La gestion de la qualité de données ou Data Quality Management

Si nous nous intéressons à la qualité des données des organisations, c’est naturellement parce qu’elle est souhaitable, à la fois au service des enjeux de Customer Experience et d’Intelligence Artificielle précédemment mentionnés. Mais aussi de façon générale pour améliorer la prise de décision, opérationnelle ou stratégique. En disposant de données de meilleure qualité (entre autres : à jour, exhaustives, exactes), une organisation pourra par exemple adapter sa stratégie de manière plus certaine aux évolutions du marché. Mais aussi déceler et cibler plus facilement les problèmes le long de ses processus opérationnels, ou encore réduire la probabilité de certains risques (risques réglementaires, risques de production ou d’approvisionnement…).

La question suivante se pose alors naturellement : comment « atteindre » la qualité de données ? Ou du moins, si l’on considère la question sous un angle moins binaire, comment améliorer la qualité de ses données ?

Si nous partons de zéro, une première étape serait évidemment de mesurer la Data Quality. Après tout, on n’améliore pas ce qu’on ne mesure pas. Nous avions précédemment proposé une définition de la Data Quality, en évoquant notamment ses différentes dimensions (validité, exactitude, exhaustivité, unicité entre autres). Commençons par nous doter d’indicateurs précis portant sur chaque dimension. Une vision consolidée de ces indicateurs (ou une moyenne pondérée) nous donnera alors le baromètre de notre Data Quality.

Par exemple, sur la dimension de validité, l’indicateur en question pourra être le suivant : sur 100 valeurs d’un champ dans une table donnée, combien sont conformes à la spécification de format attendue pour ce champ ?

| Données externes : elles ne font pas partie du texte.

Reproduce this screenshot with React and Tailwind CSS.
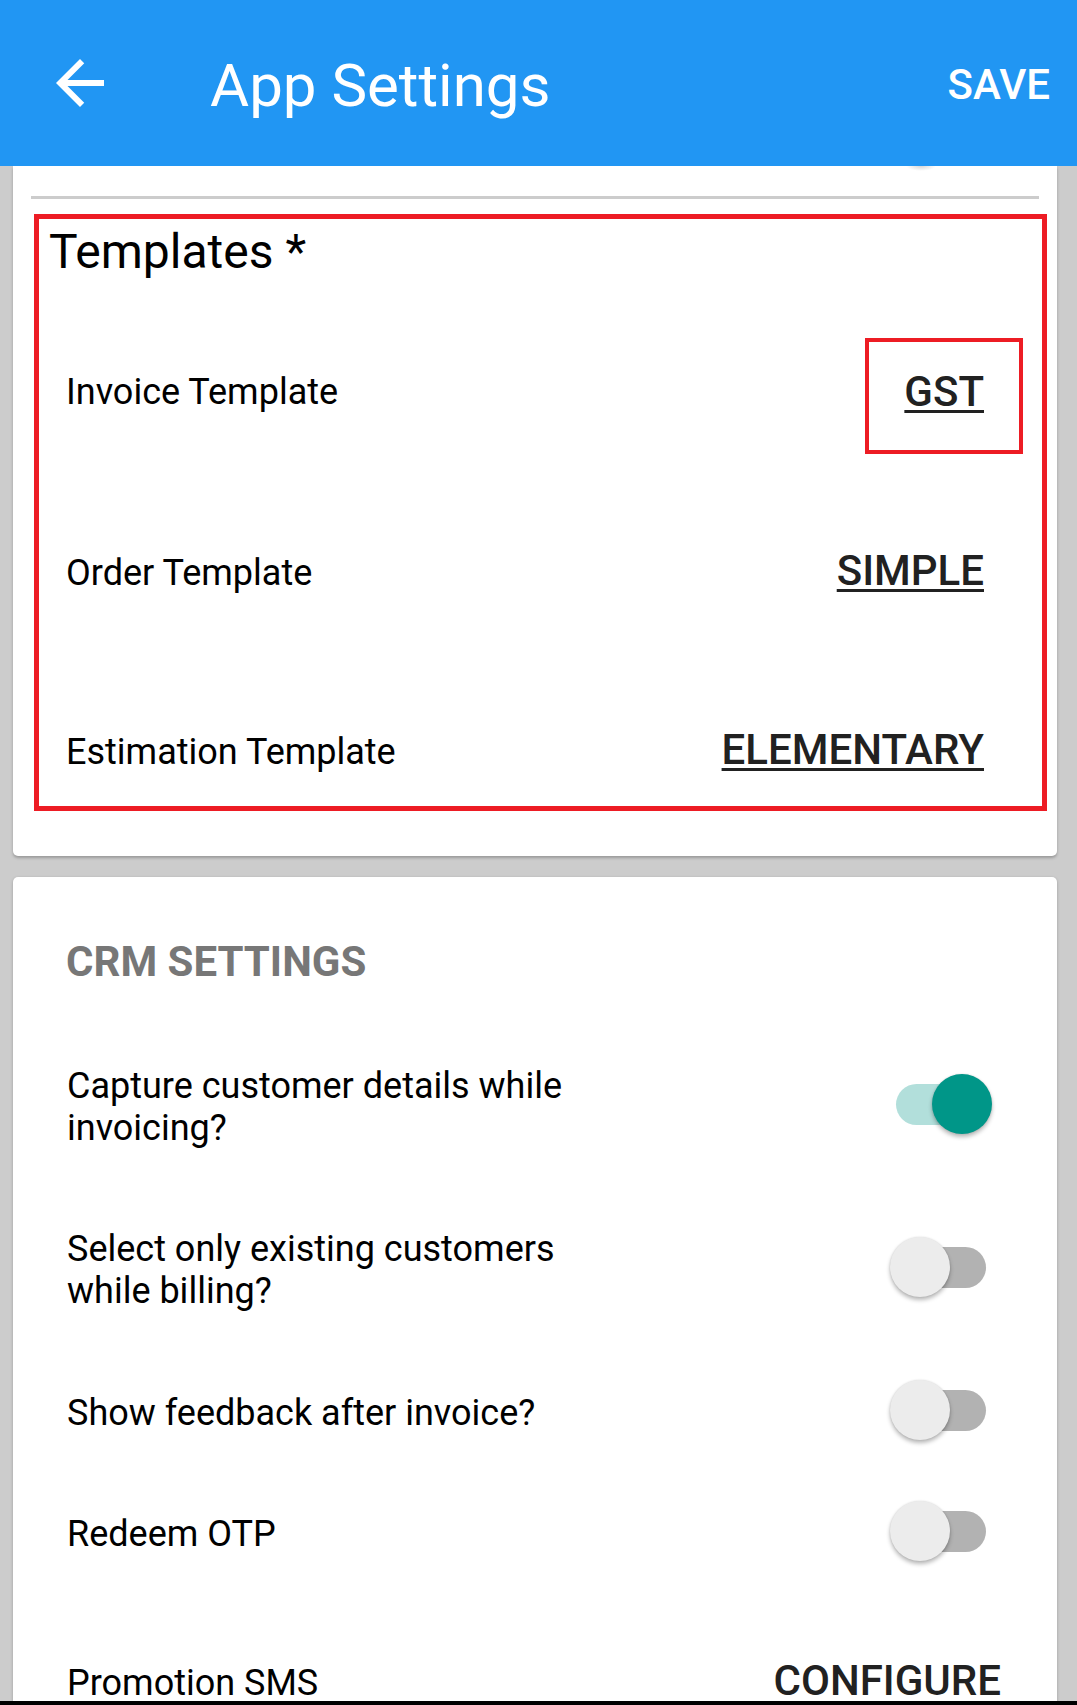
import React from "react";

function Toggle({ on }) {
  return (
    <div className="relative w-[102px] h-[60px] shrink-0 mb-[6px]">
      <div
        className={
          on
            ? "absolute left-[6px] top-[10px] w-[90px] h-[41px] rounded-full bg-[#B2DFDB]"
            : "absolute left-[6px] top-[10px] w-[90px] h-[41px] rounded-full bg-[#B2B2B2]"
        }
      />
      <div
        className={
          on
            ? "absolute top-0 left-[42px] w-[60px] h-[60px] rounded-full bg-[#009688] shadow-[0_3px_4px_rgba(0,0,0,0.28),0_0_2px_rgba(0,0,0,0.12)]"
            : "absolute top-0 left-0 w-[60px] h-[60px] rounded-full bg-[#ECECEC] shadow-[0_3px_4px_rgba(0,0,0,0.28),0_0_2px_rgba(0,0,0,0.12)]"
        }
      />
    </div>
  );
}

function ToggleRow({ label, on, mt, h }) {
  return (
    <div className={`flex items-center justify-between pl-[54px] pr-[65px] ${mt} ${h}`}>
      <div className="w-[530px] text-[36px] leading-[42px] text-black">{label}</div>
      <Toggle on={on} />
    </div>
  );
}

export default function App() {
  return (
    <div className="h-[1705px] w-[1077px] overflow-hidden flex flex-col font-['Roboto',sans-serif] bg-[#CCCCCC]">
      {/* App bar */}
      <header className="h-[166px] shrink-0 bg-[#2196F3] flex items-center pl-[44px] pr-[27px]">
        <svg width="72" height="72" viewBox="0 0 24 24" className="shrink-0">
          <path
            d="M20 11H7.83l5.59-5.59L12 4l-8 8 8 8 1.41-1.41L7.83 13H20v-2z"
            fill="#ffffff"
          />
        </svg>
        <div className="ml-[94px] mt-[5px] text-[60px] leading-[60px] text-white font-normal">
          App Settings
        </div>
        <div className="ml-auto mt-[3px] text-[42px] leading-[42px] text-white font-medium">
          SAVE
        </div>
      </header>

      {/* Content */}
      <main className="flex-1 overflow-hidden">
        {/* Card 1 */}
        <section className="ml-[13px] mr-[20px] bg-white rounded-b-[5px] shadow-[0_2px_3px_rgba(0,0,0,0.25)] pb-[45px]">
          <div className="h-[6px] flex justify-end pr-[121px]">
            <div className="w-[30px] h-[5px] bg-[radial-gradient(ellipse_at_top,rgba(0,0,0,0.16),rgba(0,0,0,0)_70%)]" />
          </div>
          <div className="mt-[24px] mx-[18px] h-[3px] bg-[#CCCCCC]" />
          <div className="mt-[15px] ml-[21px] mr-[10px] border-[5px] border-[#ED1C24] pt-[9px] pb-[35px]">
            <div className="pl-[10px] text-[48px] leading-[48px] text-black">Templates *</div>

            <div className="mt-[62px] flex items-center justify-between pl-[27px]">
              <div className="mb-[8px] text-[36px] leading-[36px] text-black">Invoice Template</div>
              <div className="mr-[19px] border-4 border-[#ED1C24] pt-[29px] pb-[37px] px-[35px]">
                <span className="text-[42px] leading-[42px] font-medium text-[#212121] underline decoration-[3px] underline-offset-[4px]">
                  GST
                </span>
              </div>
            </div>

            <div className="mt-[96px] h-[42px] flex items-baseline justify-between pl-[27px] pr-[58px]">
              <div className="text-[36px] leading-[40px] text-black">Order Template</div>
              <div className="text-[42px] leading-[42px] font-medium text-[#212121] underline decoration-[3px] underline-offset-[4px]">
                SIMPLE
              </div>
            </div>

            <div className="mt-[137px] h-[42px] flex items-baseline justify-between pl-[27px] pr-[58px]">
              <div className="text-[36px] leading-[40px] text-black">Estimation Template</div>
              <div className="text-[42px] leading-[42px] font-medium text-[#212121] underline decoration-[3px] underline-offset-[4px]">
                ELEMENTARY
              </div>
            </div>
          </div>
        </section>

        {/* Card 2 */}
        <section className="mt-[21px] ml-[13px] mr-[20px] bg-white rounded-[5px] shadow-[0_1px_3px_rgba(0,0,0,0.25)] pt-[64px] pb-[40px]">
          <div className="pl-[53px] text-[42px] leading-[42px] font-bold text-[#777777]">CRM SETTINGS</div>

          <ToggleRow label="Capture customer details while invoicing?" on={true} mt="mt-[82px]" h="" />
          <ToggleRow label="Select only existing customers while billing?" on={false} mt="mt-[79px]" h="" />
          <ToggleRow label="Show feedback after invoice?" on={false} mt="mt-[71px]" h="h-[60px]" />
          <ToggleRow label="Redeem OTP" on={false} mt="mt-[61px]" h="h-[60px]" />

          <div className="mt-[96px] h-[42px] flex items-baseline justify-between pl-[54px] pr-[56px]">
            <div className="text-[36px] leading-[40px] text-black">Promotion SMS</div>
            <div className="text-[42px] leading-[42px] font-medium text-[#212121]">CONFIGURE</div>
          </div>
        </section>
      </main>

      <div className="h-[4px] shrink-0 bg-black" />
    </div>
  );
}
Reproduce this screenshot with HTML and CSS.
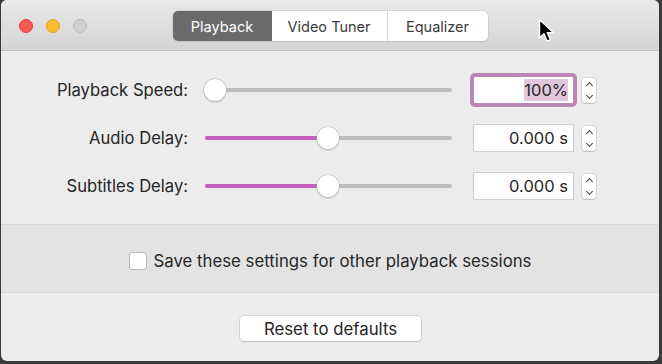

Mais ici nous rencontrons un premier obstacle. De quelle spécification de format parle-t-on ? D’ailleurs en existe-t-il pour tous les champs sur toutes les tables ? Si oui, ces spécifications sont-elles en cohérence les unes avec les autres ? Qu’est-ce qui nous assure que pour de nouveaux champs ajoutés à une table (nouvelle ou existante), des spécifications pertinentes vont être établies ? Et en admettant que ces spécifications existent et soient cohérentes entre elles, quelle est la prochaine étape si je veux augmenter la valeur de mon indicateur. Auprès de qui aller déceler les points de dysfonctionnement et les pistes d’améliorations ?

Nous sommes vite submergés de questions via cette première méthode. Il nous manque un cadre. Ce cadre, il nous est possible de le modéliser par un système de processus.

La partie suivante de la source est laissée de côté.